The only other member of the cabinet that Blair paid a real tribute to was his deputy John Prescott saying, ‘I may have taken New Labour to the country but it was you that helped me take it to the Party. . .’

Blair poured scorn on the working class base of the party saying that ‘We put the party at the service of the country’. This is a country that, of course, is run by, and in the interests of its capitalist ruling class.

Again he spelt out that ‘The core vote of this Party today is not the heartlands, the inner city, not any sectional interest or lobby. Our core vote is the country.’

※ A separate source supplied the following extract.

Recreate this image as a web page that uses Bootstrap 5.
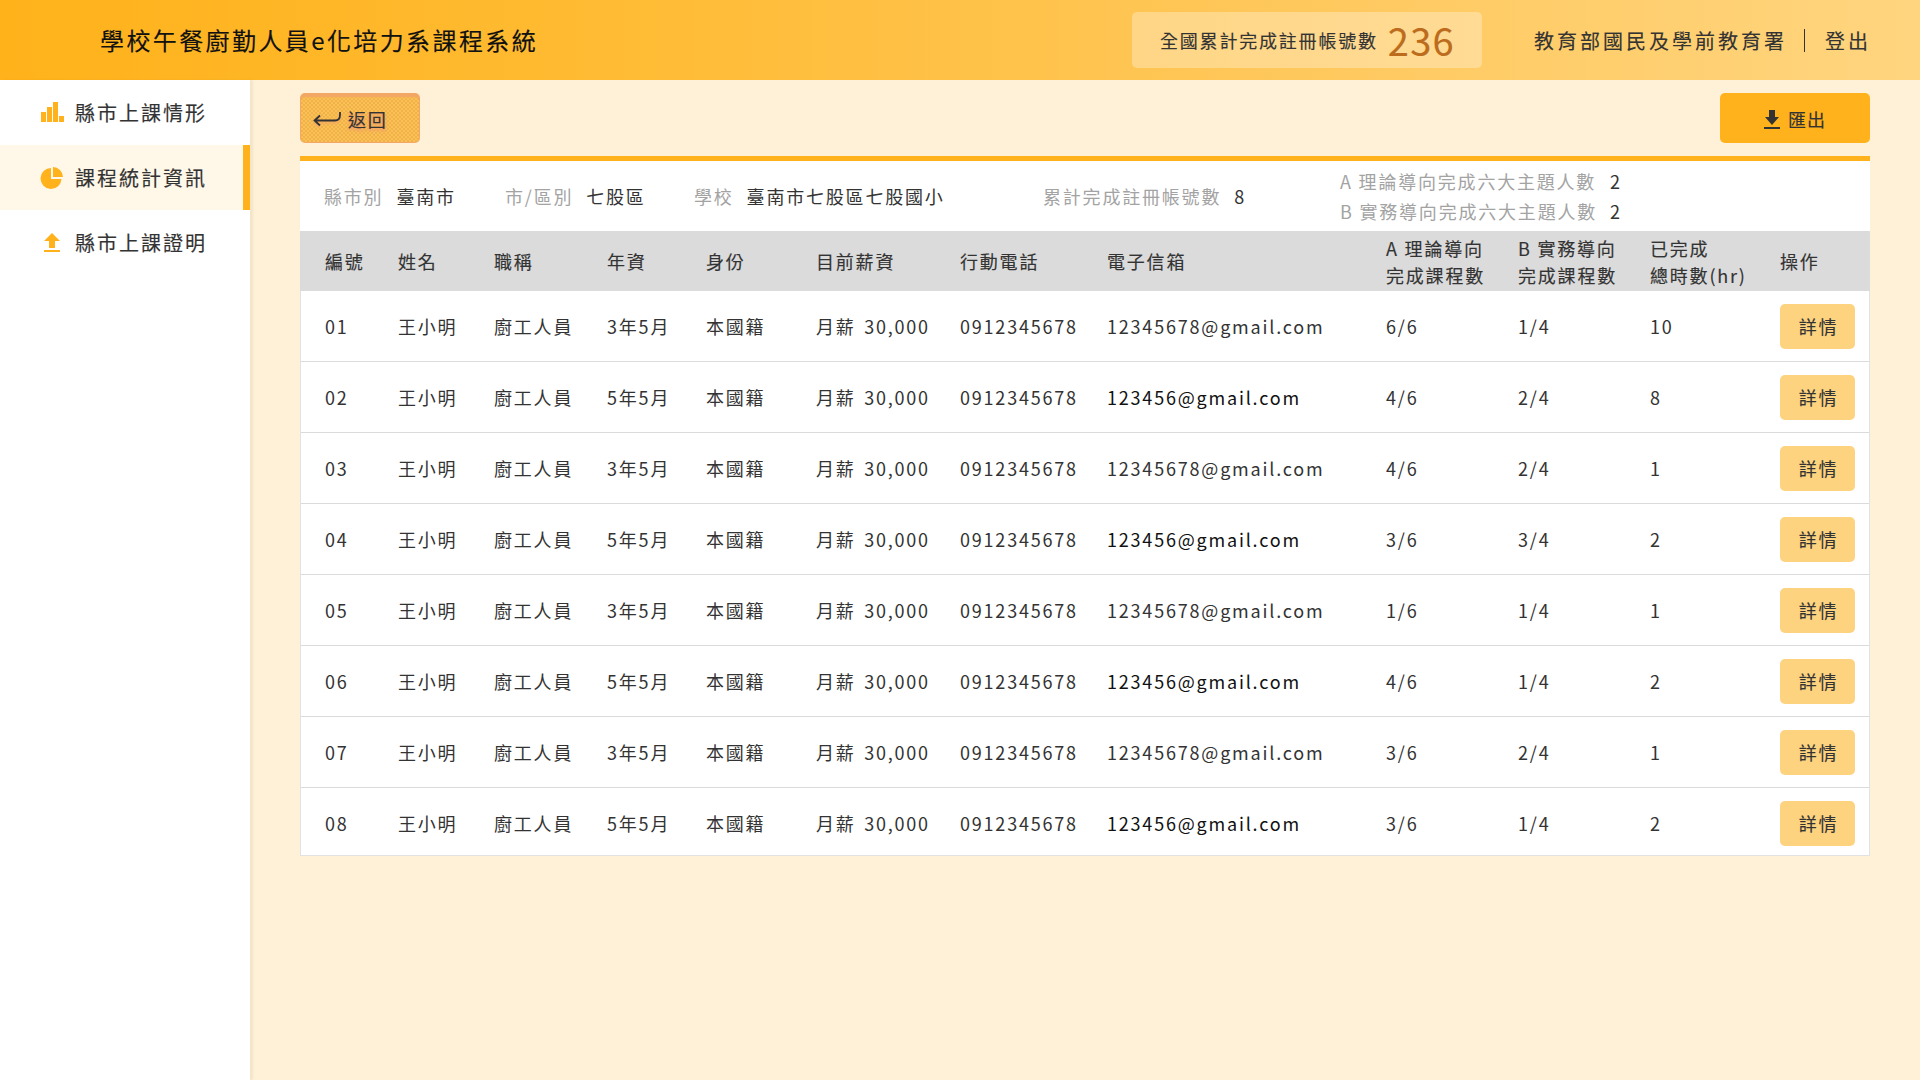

Blair continued to show his contempt for the Labour Prime Minister Harold Wilson, when he referred to ‘In Place of Strife’ the first set of anti-union laws drawn up by Wilson and given to Barbara Castle to push through in the late 1960s.

He said of Wilson: ‘In the end he gave up, but so did the public on Labour. Even in 1974, the Labour Government spent two years renationalising shipbuilding and the public spent two years wondering why. In the 1980s, council house sales had first been suggested by Labour people. It was shelved. Too difficult. Too divisive. . .

‘In the 1980s we should have been the party transforming Britain.’ We should have been the Thatcherites, taking on the miners, print workers, dockers, bringing in the anti-union laws etc, etc. The Blair message was that Labour could and should have been doing all of these good things but it missed the boat because Wilson was not able to carry through the struggle against the working class.

Putting the party, built by the trade unions, at the disposal of the bosses is the essence of the Blair position.

Blair then told the conference ‘Here’s my advice’. Alluding to the crisis of imperialism he said: ‘The scale of the challenges now dwarf what we faced in 1997. They are different, deeper, bigger, hammered out on the anvil of forces, global in nature, sweeping the world.’

He added: ‘We used to feel we could shut our front door on the problems and conflicts of the wider world. Not any more. Not with globalisation. Not with climate change. Not with organised crime. Not when suicide bombers born and bred in Britain bring carnage to the streets of London in the name of religion.’ For Blair this is the period for reordering the world in a war that will take generations. He even had a word of sympathy for his co-religionist the Pope, saying: ‘A speech by the Pope to an academic seminar in Bavaria leads to protests in Britain,’ thus proving the reality of the worldwide struggle against evil.

He chided the British people for opposing imperialist adventures saying: ‘The British people today are reluctant global citizens. We must make them confident ones’ – presumably whether they like it or not.

His message to the workers is: ‘In the future, as people live longer, we can’t afford good pensions and help for disabled people who can’t work, with four million people on benefit, many of whom could work. Almost a million less than there were. But too many. That is why we need more radical welfare reform, getting more disabled people, more lone parents, more on unemployment benefit into work, not to destroy the welfare state. But to preserve it.’

In this brave new world of imperialist war and Workfare for the disabled Blair asked, ‘how do we reconcile liberty with security in this new world? I don’t want to live in a police state, or a Big Brother society or put any of our essential freedoms in jeopardy. But because our idea of liberty is not keeping pace with change in reality, those freedoms are in jeopardy.’

He added: ‘We can only protect liberty by making it relevant to the modern world’ – by abolishing it.

He adds an Orwellian note by proclaiming identity cards to be part of modern liberty and that ‘ID cards represent liberty’.

‘That is why identity cards using biometric technology are not a breach of our basic rights, they are an essential part of responding to the reality of modern migration and protecting us against identity fraud.’

Blair is urging the Labour Party to prepare for generations of imperialist war, with workfare and privatisation at home, where identity cards are to be a mark of liberty and not of slavery to capitalism and the capitalist class.

Blair grandly, Nero like, had to acknowledge that the people were tired of his adventures saying: ‘Time gives the people fatigue; their willingness to be led, is less.’ His answer to this problem is: ‘But they will lose faith in us only if first we lose faith in ourselves.’ In fact, the Blairites are demoralised by their failure to complete their counter-revolution under Blair, and are sceptical as to whether it can be completed.

Our answer to the crisis of imperialism must be the organisation of the British and world socialist revolutions.